Sur les autres demandes
L’article 696 du code de procédure civile énonce que la partie perdante est en principe condamnée aux dépens. Il y a en conséquence lieu de condamner la société défenderesse, qui succombe, aux dépens, dont, en application de l’article 699 du même code, sera ordonné distraction au profit de Me Barbara DELEUZE.
L’article 700 du code de procédure civile dispose que le juge condamne la partie tenue aux dépens ou qui perd son procès à payer à l’autre partie la somme qu’il détermine, au titre des frais exposés et non compris dans les dépens. Il doit à ce titre tenir compte de l’équité ou de la situation économique de la partie condamnée et peut écarter pour les mêmes considérations cette condamnation.

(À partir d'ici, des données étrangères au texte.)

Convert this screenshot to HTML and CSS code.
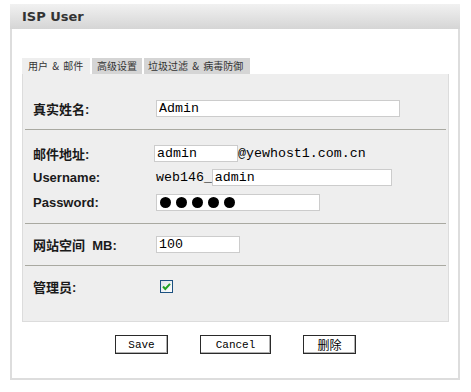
FILE: index.html
```html
<!DOCTYPE html>
<html lang="zh-CN">
<head>
    <meta charset="UTF-8">
    <title>ISP User</title>
    <link rel="stylesheet" href="styles.css">
</head>
<body>
    <div class="window">
        <div class="window-head">ISP User</div>
        <div class="window-body">

            <!-- Tabs -->
            <div class="tabs">
                <span class="tab active t-user">用户 &amp; 邮件</span>
                <span class="tab t-adv">高级设置</span>
                <span class="tab t-spam">垃圾过滤 &amp; 病毒防御</span>
            </div>

            <div class="panel">
                <div class="section first">
                    <div class="row">
                        <label class="label">真实姓名:</label>
                        <input class="field w-name" type="text" value="Admin">
                    </div>
                </div>
                <div class="sep"></div>

                <div class="section mail">
                    <div class="row">
                        <label class="label">邮件地址:</label>
                        <input class="field w-short shift" type="text" value="admin"><span class="mono">@yewhost1.com.cn</span>
                    </div>
                    <div class="row">
                        <label class="label">Username:</label>
                        <span class="mono">web146_</span><input class="field w-user" type="text" value="admin">
                    </div>
                    <div class="row pw-row">
                        <label class="label">Password:</label>
                        <div class="field w-pw pw">
                            <span></span><span></span><span></span><span></span><span></span>
                        </div>
                    </div>
                </div>
                <div class="sep"></div>

                <div class="section">
                    <div class="row">
                        <label class="label">网站空间 &nbsp;MB:</label>
                        <input class="field w-short" type="text" value="100">
                    </div>
                </div>
                <div class="sep"></div>

                <div class="section last">
                    <div class="row">
                        <label class="label">管理员:</label>
                        <span class="check">
                            <svg width="13" height="13" viewBox="0 0 13 13">
                                <defs>
                                    <linearGradient id="cb" x1="0" y1="0" x2="1" y2="1">
                                        <stop offset="0" stop-color="#dce2e8"/>
                                        <stop offset="1" stop-color="#ffffff"/>
                                    </linearGradient>
                                </defs>
                                <rect x="0.5" y="0.5" width="12" height="12" fill="url(#cb)" stroke="#1c5180"/>
                                <path d="M3 6.5 L5.3 9 L10 3.8" fill="none" stroke="#21a121" stroke-width="2"/>
                            </svg>
                        </span>
                    </div>
                </div>
            </div>

            <div class="buttons">
                <button class="btn">Save</button>
                <button class="btn wide">Cancel</button>
                <button class="btn cn">删除</button>
            </div>
        </div>
    </div>
</body>
</html>
```

FILE: styles.css
```css
body {
    margin: 0;
    background: #fff;
    font-family: "Liberation Sans", "Noto Sans CJK SC", sans-serif;
    color: #1a1a1a;
}
.window {
    width: 450px;
    margin: 4px 0 0 10px;
}
.window-head {
    height: 25px;
    line-height: 25px;
    padding-left: 12px;
    background: linear-gradient(#f1f1f1, #d5d5d5);
    font-family: "DejaVu Sans", sans-serif;
    font-size: 13px;
    font-weight: bold;
    color: #333;
}
.window-body {
    border: 2px solid #dddddd;
    border-top: none;
    padding: 29px 9px 24px 10px;
}
.tabs {
    display: flex;
    gap: 2px;
    height: 16px;
}
.tab {
    box-sizing: border-box;
    padding-left: 5px;
    line-height: 16px;
    font-family: "Noto Sans CJK SC", sans-serif;
    font-size: 10px;
    word-spacing: 2px;
    white-space: nowrap;
    color: #333;
    background: #d5d5d5;
}
.tab.active {
    background: #eeeeee;
}
.t-user { width: 68px; padding-left: 6px; }
.t-adv { width: 50px; }
.t-spam { width: 106px; padding-left: 4px; }
.panel {
    width: 427px;
    box-sizing: border-box;
    background: #eeeeee;
    border: 1px solid #dcdcdc;
    border-top: none;
    padding-left: 10px;
}
.section {
    padding: 12px 0;
}
.section.first {
    padding-top: 26px;
}
.section.mail {
    padding-top: 15px;
}
.section.last {
    padding-top: 12px;
    padding-bottom: 26px;
}
.sep {
    height: 1px;
    background: #a9a9a1;
    margin: 0 2px 0 -8px;
}
.row {
    display: flex;
    align-items: center;
    height: 17px;
}
.mail .row + .row {
    margin-top: 7px;
}
.mail .pw-row {
    margin-top: 8px !important;
}
.label {
    width: 123px;
    flex-shrink: 0;
    font-size: 13px;
    font-weight: bold;
}
.field {
    height: 17px;
    box-sizing: border-box;
    border: 1px solid #cccccc;
    background: #fff;
    padding: 0 2px;
    margin: 0;
    font-family: "Liberation Mono", monospace;
    font-size: 13.3px;
    color: #000;
    outline: none;
}
.mono {
    font-family: "Liberation Mono", monospace;
    font-size: 13.3px;
    color: #000;
}
.w-name { width: 244px; }
.w-short { width: 84px; }
.w-user { width: 180px; }
.w-pw { width: 164px; }
.shift { margin-left: -2px; }
.pw {
    display: flex;
    align-items: center;
    gap: 5px;
    padding-left: 3px;
}
.pw span {
    width: 11px;
    height: 11px;
    border-radius: 50%;
    background: #000;
}
.check {
    display: flex;
    margin-left: 4px;
}
.buttons {
    display: flex;
    justify-content: center;
    gap: 32px;
    margin-top: 13px;
}
.btn {
    width: 53px;
    height: 19px;
    padding: 0;
    background: #fff;
    border: 1px solid #2a2a2a;
    box-shadow: inset -1px -1px 0 #b0b0b0;
    font-family: "Liberation Mono", monospace;
    font-size: 11px;
    color: #000;
}
.btn.wide {
    width: 71px;
}
.btn.cn {
    font-family: "Noto Sans CJK SC", sans-serif;
    font-size: 12px;
    line-height: 15px;
}
```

Il serait inéquitable de laisser à la demanderesse la charge des frais irrépétibles qu’elle a dû exposer pour la défense de ses intérêts et il y aura lieu en conséquence de condamner la société défenderesse à lui payer la somme de 1 000 euros en application de l’article 700 du code de procédure civile.
Il sera rappelé qu’en application de l’article 489 du code de procédure civile, la décision est exécutoire à titre provisoire.
PAR CES MOTIFS
Statuant publiquement par mise à disposition au greffe, contradictoirement et en premier ressort,
Rejetons la demande de jonction de cette instance à l’instance opposant la même société défenderesse à [X] [Y] ;
Condamnons la société PRISMA MEDIA à payer à [A] [B], dite [A] [Z], la somme provisionnelle de
3 000 euros à titre de dommages-intérêts à valoir sur la réparation de son préjudice moral résultant des atteintes portées à sa vie privée et à son droit à l’image dans le numéro 1862 du magazine Voici publié le 11 août 2023 ;
Déboutons [A] [B], dite [A] [Z], de sa demande de publication judiciaire ;
Condamnons la société PRISMA MEDIA aux dépens, dont distraction au profit de Me Barbara DELEUZE ;
Condamnons la société PRISMA MEDIA à payer à [A] [B], dite [A] [Z], la somme de 1 000 euros en application de l’article 700 du code de procédure civile ;
Déboutons les parties du surplus de leurs demandes ;
Rappelons que la présente ordonnance est exécutoire de plein droit nonobstant appel.